— AIM —
Images are not part of the copy; transcribe all the data exactly.
## begin DATA LINES
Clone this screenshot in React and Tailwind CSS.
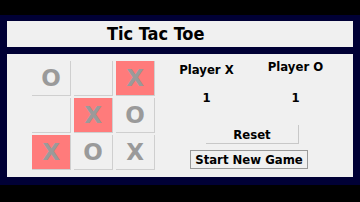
import React from 'react'

const CELLS = [
  { v: 'O', hot: false }, { v: '', hot: false }, { v: 'X', hot: true },
  { v: '', hot: false }, { v: 'X', hot: true }, { v: 'O', hot: false },
  { v: 'X', hot: true }, { v: 'O', hot: false }, { v: 'X', hot: false },
]

export default function App() {
  return (
    <div className="w-[360px] h-[202px] bg-black pt-[15px]" style={{ fontFamily: '"DejaVu Sans Condensed", "DejaVu Sans", sans-serif' }}>
      <div className="h-[170px] bg-[#000035] px-[7px] pt-[6px]">
        {/* Title */}
        <div className="h-[26px] bg-[#f0f0f0] pl-[100px] flex items-center">
          <span className="text-[18px] font-bold text-black leading-none">Tic Tac Toe</span>
        </div>

        {/* Main */}
        <div className="mt-[7px] h-[123px] bg-[#f0f0f0] flex">
          {/* Board */}
          <div className="pl-[25px] pt-[7px] grid grid-cols-[39px_39px_39px] grid-rows-[35px_35px_35px] gap-x-[3px] gap-y-[2px]">
            {CELLS.map((c, i) => (
              <div key={i}
                className={`flex items-center justify-center border-r border-b border-[#cfcfcf] font-['DejaVu_Sans',sans-serif] text-[23px] font-bold text-[#9a9a9a] ${c.hot ? 'bg-[#ff7b7b]' : 'bg-[#f0f0f0]'}`}>
                {c.v}
              </div>
            ))}
          </div>

          {/* Scores & buttons */}
          <div className="ml-[7px] w-[178px] flex flex-col items-center pt-[5px] text-[13px] font-bold text-black">
            <div className="w-full grid grid-cols-2">
              <div className="flex flex-col items-center">
                <span className="mt-[3px] leading-[16px]">Player X</span>
                <span className="mt-[12px] leading-[16px]">1</span>
              </div>
              <div className="flex flex-col items-center">
                <span className="leading-[16px]">Player O</span>
                <span className="mt-[15px] leading-[16px]">1</span>
              </div>
            </div>
            <button className="mt-[19px] ml-[3px] w-[93px] h-[19px] bg-[#f0f0f0] border-r border-b border-[#c8c8c8] leading-none">Reset</button>
            <button className="mt-[6px] ml-[-4px] w-[118px] h-[19px] bg-[#f0f0f0] border border-[#9a9a9a] leading-none whitespace-nowrap">Start New Game</button>
          </div>
        </div>
      </div>
    </div>
  )
}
## end DATA LINES
— CORRECT RESPONSE —
Clone this screenshot in React and Tailwind CSS.
import React from 'react'

const CELLS = [
  { v: 'O', hot: false }, { v: '', hot: false }, { v: 'X', hot: true },
  { v: '', hot: false }, { v: 'X', hot: true }, { v: 'O', hot: false },
  { v: 'X', hot: true }, { v: 'O', hot: false }, { v: 'X', hot: false },
]

export default function App() {
  return (
    <div className="w-[360px] h-[202px] bg-black pt-[15px]" style={{ fontFamily: '"DejaVu Sans Condensed", "DejaVu Sans", sans-serif' }}>
      <div className="h-[170px] bg-[#000035] px-[7px] pt-[6px]">
        {/* Title */}
        <div className="h-[26px] bg-[#f0f0f0] pl-[100px] flex items-center">
          <span className="text-[18px] font-bold text-black leading-none">Tic Tac Toe</span>
        </div>

        {/* Main */}
        <div className="mt-[7px] h-[123px] bg-[#f0f0f0] flex">
          {/* Board */}
          <div className="pl-[25px] pt-[7px] grid grid-cols-[39px_39px_39px] grid-rows-[35px_35px_35px] gap-x-[3px] gap-y-[2px]">
            {CELLS.map((c, i) => (
              <div key={i}
                className={`flex items-center justify-center border-r border-b border-[#cfcfcf] font-['DejaVu_Sans',sans-serif] text-[23px] font-bold text-[#9a9a9a] ${c.hot ? 'bg-[#ff7b7b]' : 'bg-[#f0f0f0]'}`}>
                {c.v}
              </div>
            ))}
          </div>

          {/* Scores & buttons */}
          <div className="ml-[7px] w-[178px] flex flex-col items-center pt-[5px] text-[13px] font-bold text-black">
            <div className="w-full grid grid-cols-2">
              <div className="flex flex-col items-center">
                <span className="mt-[3px] leading-[16px]">Player X</span>
                <span className="mt-[12px] leading-[16px]">1</span>
              </div>
              <div className="flex flex-col items-center">
                <span className="leading-[16px]">Player O</span>
                <span className="mt-[15px] leading-[16px]">1</span>
              </div>
            </div>
            <button className="mt-[19px] ml-[3px] w-[93px] h-[19px] bg-[#f0f0f0] border-r border-b border-[#c8c8c8] leading-none">Reset</button>
            <button className="mt-[6px] ml-[-4px] w-[118px] h-[19px] bg-[#f0f0f0] border border-[#9a9a9a] leading-none whitespace-nowrap">Start New Game</button>
          </div>
        </div>
      </div>
    </div>
  )
}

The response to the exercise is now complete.